The conventional wisdom about the necessity of “ground radials” of substantial number and length is simply far too conservative. Innumerable examples of antennas with restricted or convoluted ground systems have been in operation for many years, based on simplistic analysis or field measurement confirmation. But modern analysis methods clearly show that the efficiency of unusual restricted area and unusual geometry ground systems — or in some cases no radial ground system at all — can meet the current minimum efficiency requirements of the FCC.

Benjamin F. Dawson III, P.E. has over 60 years of experience with broadcast antenna systems and other applied radio physics matters.


[1] 1st R&O, FNPRM, NOI;  MM Docket 13-249, at paragraphs 41–48 (October 23, 2015)

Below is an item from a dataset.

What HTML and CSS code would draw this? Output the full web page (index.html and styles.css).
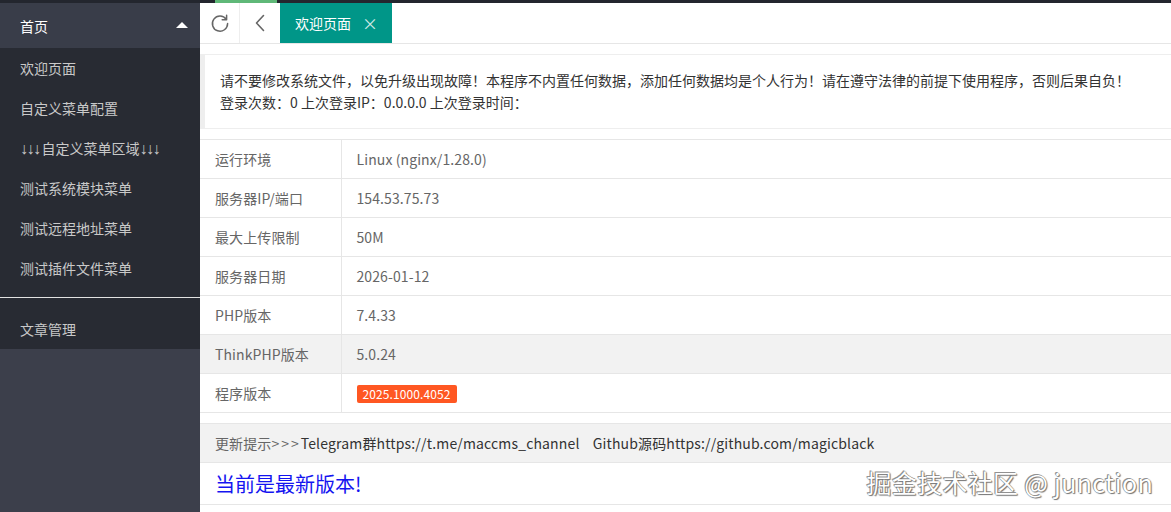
FILE: index.html
```html
<!DOCTYPE html>
<html lang="zh-CN">
<head>
<meta charset="utf-8">
<title>欢迎页面</title>
<link rel="stylesheet" href="styles.css">
</head>
<body>
<div class="topbar"><span class="tb-dark"></span><span class="tb-green"></span><span class="tb-rest"></span></div>
<div class="layout">
  <aside class="side">
    <div class="nav-parent"><span>首页</span><span class="tri"></span></div>
    <div class="nav-child">
      <div class="child-item">欢迎页面</div>
      <div class="child-item">自定义菜单配置</div>
      <div class="child-item"><span class="arr">↓↓↓</span>自定义菜单区域<span class="arr">↓↓↓</span></div>
      <div class="child-item">测试系统模块菜单</div>
      <div class="child-item">测试远程地址菜单</div>
      <div class="child-item">测试插件文件菜单</div>
      <div class="child-sep"></div>
      <div class="child-line"></div>
      <div class="child-item last">文章管理</div>
    </div>
  </aside>
  <main class="main">
    <div class="tabbar">
      <div class="tab-btn">
        <svg width="20" height="20" viewBox="0 0 20 20"><path d="M16.2 6.2 A7.6 7.6 0 1 0 17.6 10.6" fill="none" stroke="#666" stroke-width="1.5" stroke-linecap="round"/><path d="M16.6 2.2 L16.6 6.8 L12.2 6.8" fill="none" stroke="#666" stroke-width="1.5" stroke-linecap="round" stroke-linejoin="round"/></svg>
      </div>
      <div class="tab-btn">
        <svg width="12" height="20" viewBox="0 0 12 20"><path d="M9.5 2.5 L2.5 10 L9.5 17.5" fill="none" stroke="#666" stroke-width="1.6" stroke-linecap="round" stroke-linejoin="round"/></svg>
      </div>
      <div class="tab-active">欢迎页面<span class="tab-close">×</span></div>
    </div>
    <div class="content">
      <div class="quote">
        <div>请不要修改系统文件，以免升级出现故障！本程序不内置任何数据，添加任何数据均是个人行为！请在遵守法律的前提下使用程序，否则后果自负！</div>
        <div>登录次数：0 上次登录IP：0.0.0.0 上次登录时间：</div>
      </div>
      <table class="info">
        <tr><td class="k">运行环境</td><td>Linux (nginx/1.28.0)</td></tr>
        <tr><td class="k">服务器IP/端口</td><td>154.53.75.73</td></tr>
        <tr><td class="k">最大上传限制</td><td>50M</td></tr>
        <tr><td class="k">服务器日期</td><td>2026-01-12</td></tr>
        <tr><td class="k">PHP版本</td><td>7.4.33</td></tr>
        <tr class="hover"><td class="k">ThinkPHP版本</td><td>5.0.24</td></tr>
        <tr><td class="k">程序版本</td><td><span class="badge">2025.1000.4052</span></td></tr>
      </table>
      <table class="update">
        <tr class="hover"><td>更新提示<span class="gt">&gt;&gt;&gt;</span><span class="dark">Telegram群https://t.me/maccms_channel&nbsp;&nbsp;&nbsp;&nbsp;Github源码https://github.com/magicblack</span></td></tr>
        <tr><td class="latest">当前是最新版本!</td></tr>
      </table>
    </div>
    <div class="watermark">掘金技术社区 @ junction</div>
  </main>
</div>
</body>
</html>
```
FILE: styles.css
```css
* { box-sizing: border-box; }
html, body { margin: 0; padding: 0; }
body {
  width: 1171px;
  height: 512px;
  overflow: hidden;
  font-family: "Noto Sans CJK SC", "Noto Sans", sans-serif;
  font-size: 14px;
  color: #333;
  background: #fff;
}
.topbar { display: flex; height: 3px; }
.tb-dark { width: 215px; background: #23262e; }
.tb-green { width: 62px; background: #5FB878; }
.tb-rest { flex: 1; background: #23262e; }

.layout { display: flex; height: 509px; }
.side { width: 200px; flex: none; background: #3c3f4b; }
.nav-parent {
  height: 45px;
  background: #393D49;
  color: #fff;
  display: flex;
  align-items: center;
  justify-content: space-between;
  padding: 0 12px 0 20px;
}
.tri {
  width: 0; height: 0;
  border-left: 6px solid transparent;
  border-right: 6px solid transparent;
  border-bottom: 6px solid #fff;
  margin-top: -2px;
}
.nav-child { background: #282b33; }
.child-item {
  height: 40px;
  line-height: 40px;
  padding-left: 20px;
  color: #c9c9c9;
  white-space: nowrap;
}
.arr {
  font-family: "Liberation Sans", "DejaVu Sans", sans-serif;
  font-size: 16px;
  letter-spacing: -1.5px;
  margin-right: 2px;
}
.child-sep { height: 9px; }
.child-line { height: 1px; background: #e2e2e2; }
.child-item.last { height: 51px; padding-top: 11px; }

.main { flex: 1; position: relative; min-width: 0; }
.tabbar {
  display: flex;
  height: 41px;
  border-bottom: 1px solid #e6e6e6;
}
.tab-btn {
  width: 40px;
  display: flex;
  align-items: center;
  justify-content: center;
  border-right: 1px solid #eee;
}
.tab-btn + .tab-btn { border-right: none; }
.tab-active {
  width: 112px;
  background: #009688;
  color: #fff;
  display: flex;
  align-items: center;
  padding-left: 15px;
  font-size: 14px;
}
.tab-close { margin-left: 11px; color: #cfe9e6; font-size: 16px; }

.content { padding-top: 10px; }
.quote {
  border: 1px solid #eee;
  border-left-width: 5px;
  border-right: none;
  padding: 14px 15px 15px;
  line-height: 22px;
  color: #333;
}
table { border-collapse: collapse; width: 100%; }
.info { margin-top: 10px; }
td {
  border-top: 1px solid #e6e6e6;
  border-bottom: 1px solid #e6e6e6;
  padding: 9px 15px;
  line-height: 20px;
  color: #666;
  height: 39px;
  letter-spacing: 0.1px;
}
td.k { width: 141px; border-right: 1px solid #e6e6e6; }
tr.hover td { background: #f2f2f2; }
.badge {
  display: inline-block;
  background: #FF5722;
  color: #fff;
  font-size: 12px;
  line-height: 18px;
  padding: 0 6px;
  border-radius: 2px;
}
.update { margin-top: 10px; }
.gt { letter-spacing: 2px; }
.dark { color: #333; letter-spacing: 0.15px; }
td.latest { color: #1414f0; font-size: 20px; height: 42px; padding-top: 7px; padding-bottom: 7px; line-height: 26px; letter-spacing: 0; }
.watermark {
  position: absolute;
  right: 18px;
  bottom: 12px;
  font-size: 25px;
  color: #fff;
  letter-spacing: 0.3px;
  text-shadow: 0 0 1px #555, 1px 1px 1px #777, -1px -1px 0 #999;
}
```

[2] Dawson, B., “The Slant Wire Fed Monopole, a Neglected but Invaluable Technique,” paper presented at the 60th Annual Institute of Electrical and Electronic Engineers Broadcast Symposium, October 2010.

[3] Other examples of the use of moment method analysis to determine effective field of unusual antennas or antennas in unusual situations include: WRGC BP-20190130ABH, KSSK BP-20180921AAW, KIKI BP-20180921AAS and KHVH BP-20180921AAV.

[4] Dawson, B and S. Lockwood, “Revisiting Medium-Wave Ground System Requirements,” IEEE Antennas and Propagation Magazine, August 2008. Trainotti, V and L. Dorado, “Accurate Evaluation of Magnetic- and Electric-Field Losses in Ground Systems.” IEEE Antennas and Propagation Magazine, January 2008.

[5] Christman, A and C. Beverage, “The AM Umbrella Antenna,”  IEEE Transactions on Broadcasting, June 1999.